Pray for Wisdom: Seek the Lord’s guidance as you prepare to speak a corrective word. James 1:5 promises that God grants wisdom generously to those who ask.

Address Privately at First: If possible, begin with a one-on-one conversation to preserve dignity and foster open dialogue. This approach aligns with Jesus’ teaching in Matthew 18:15.

Use Gracious Speech: While the rebuke may be firm and unambiguous, it should never be cruel or demeaning (Colossians 4:6). Our words ought to be seasoned with grace.

Be Willing to Listen: Sometimes, what may be perceived as wrongdoing can arise from miscommunication. Giving the other person room to respond fosters mutual understanding.

Offer Hope and Restoration: Genuine rebuke points toward a better path and invites restoration and growth (James 5:19–20).
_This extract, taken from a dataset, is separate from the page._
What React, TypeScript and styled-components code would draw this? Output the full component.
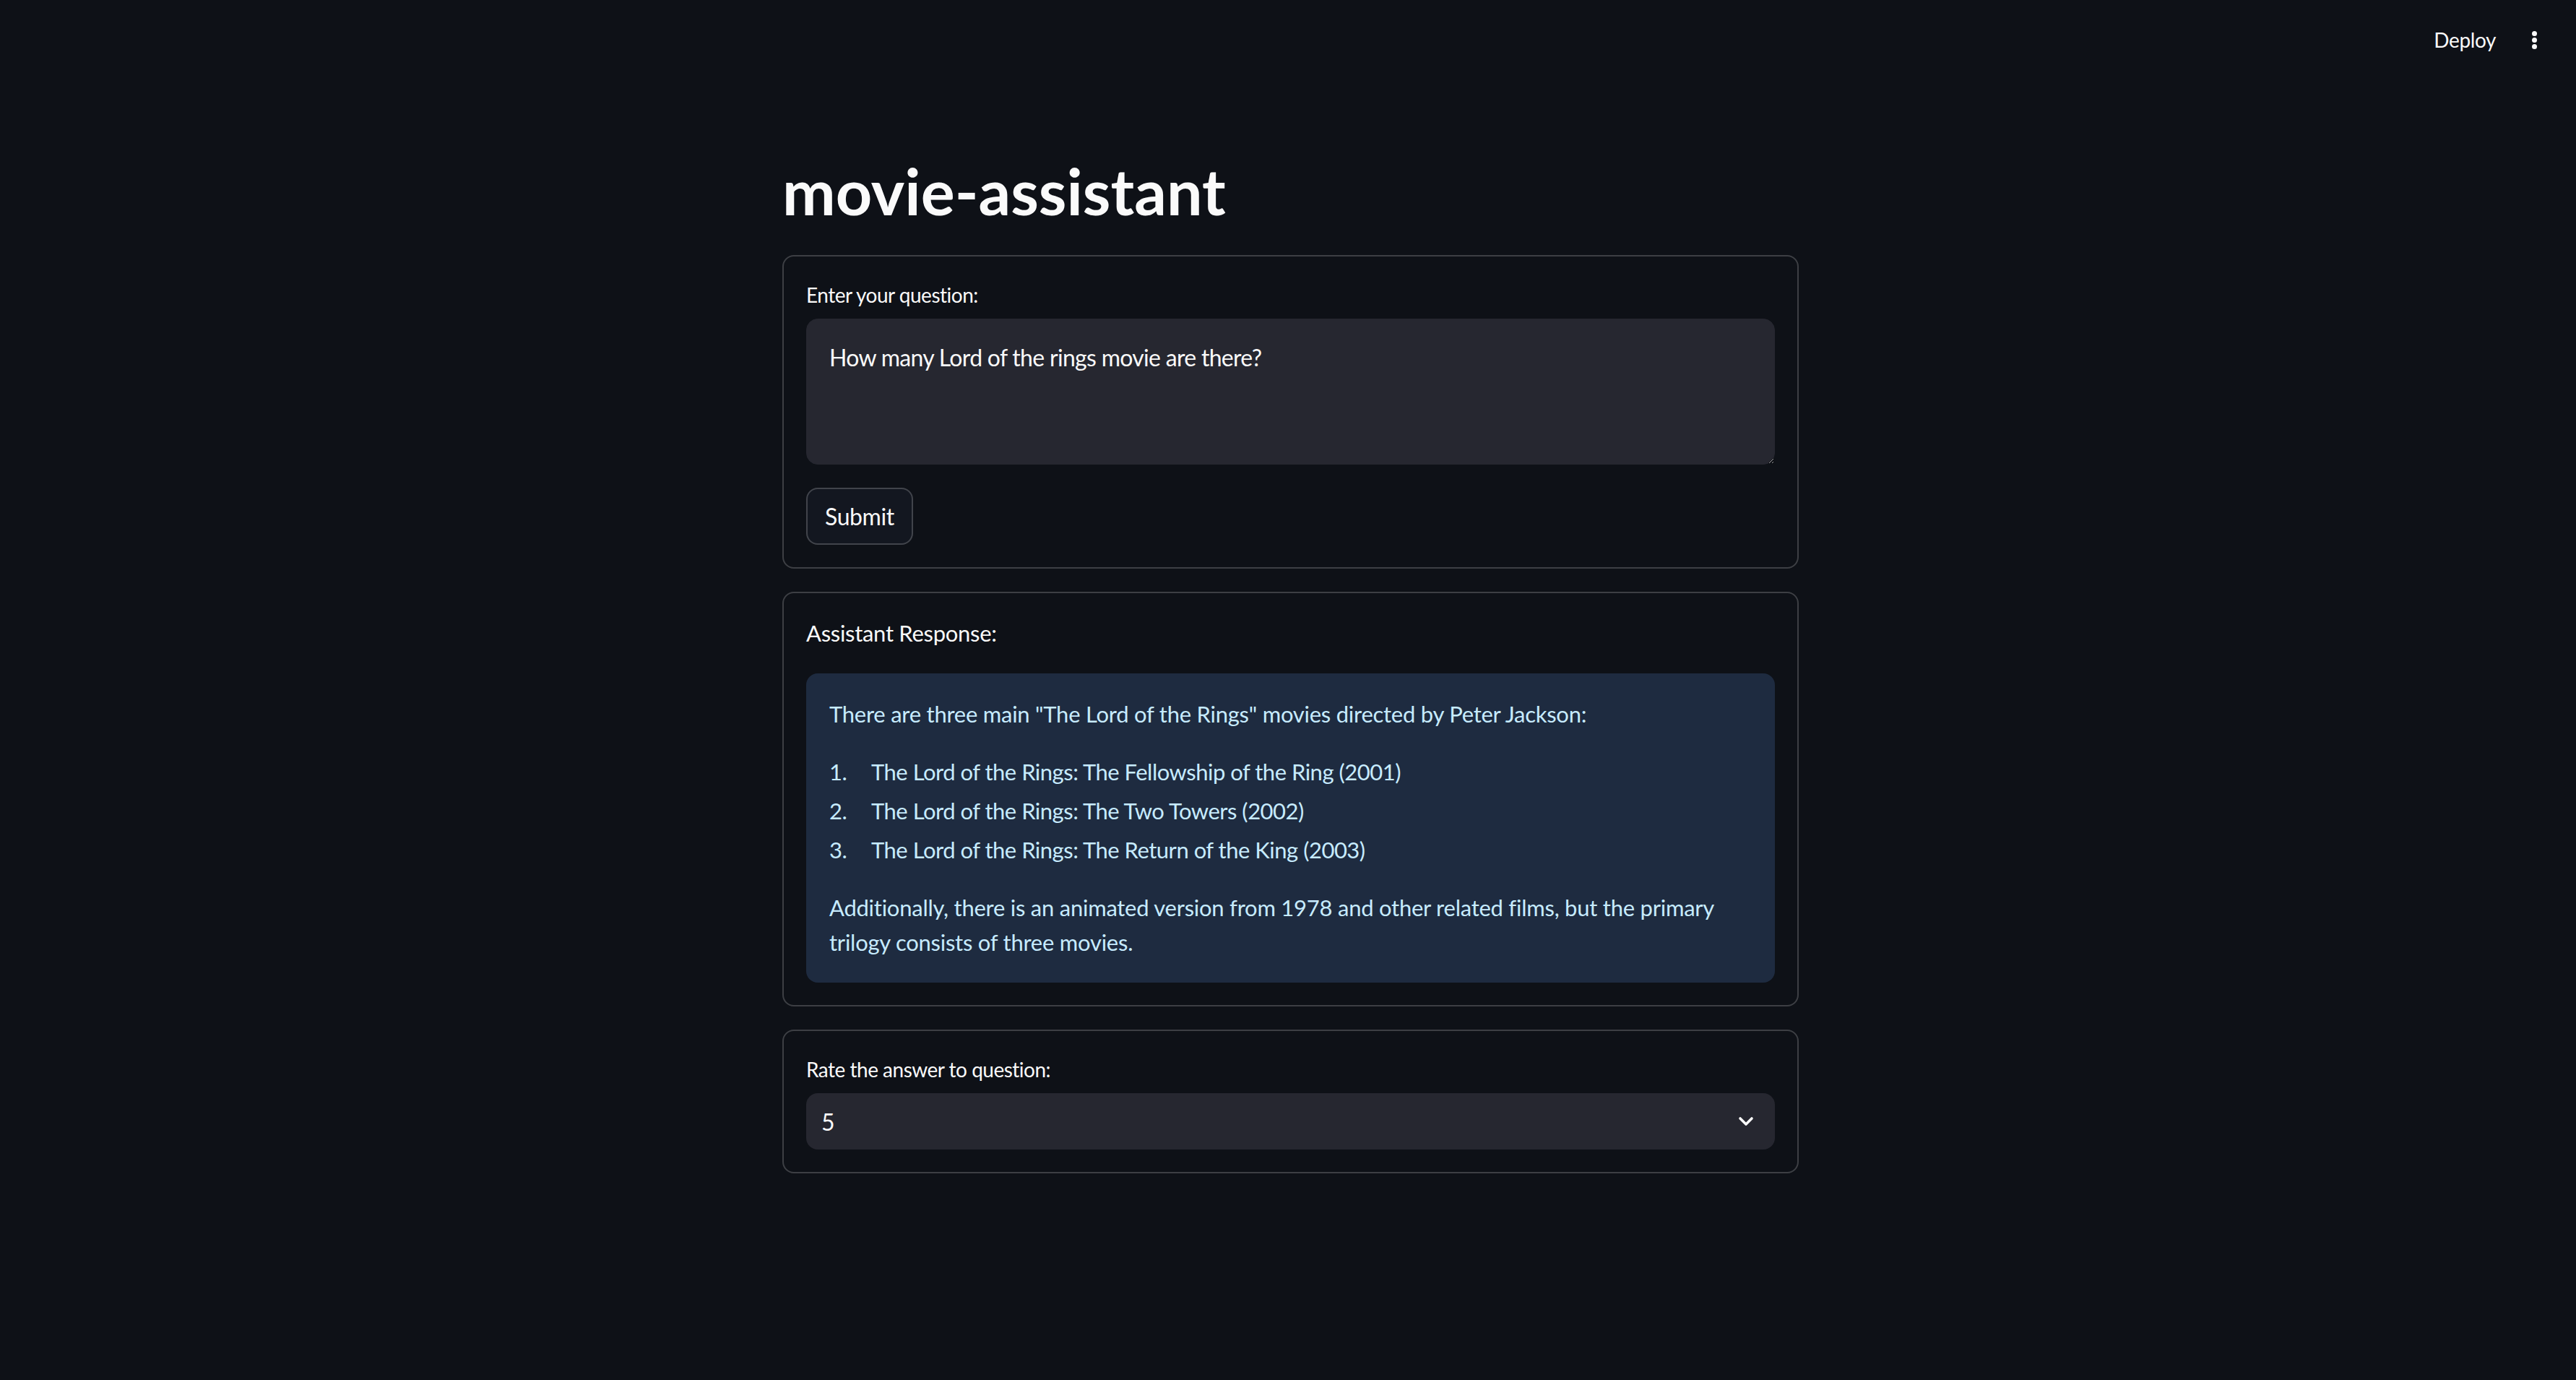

Summary of the Harmonized Principle

Scripture commends open rebuke because it fosters real healing and growth, whereas hidden love fails to provide the needed help for transformation. Simultaneously, Scripture also insists that believers adorn these necessary words of truth with patience, kindness, and compassion. There is no contradiction between loving confrontation and gentleness; rather, they complete each other. Love, rooted in God’s character, drives us to warn others when they stray, while gentleness ensures that our correction reflects patience, humility, and mercy.

Hence, Proverbs 27:5 stands in harmony with instructions throughout the Bible that emphasize the importance of both truth and love. The overarching message is to bravely shine light on problems that may harm someone’s relationship with God or others while maintaining a tenderhearted manner that seeks the ultimate good of the hearer. This unified approach—in thought, word, and deed—demonstrates the heart of biblical wisdom.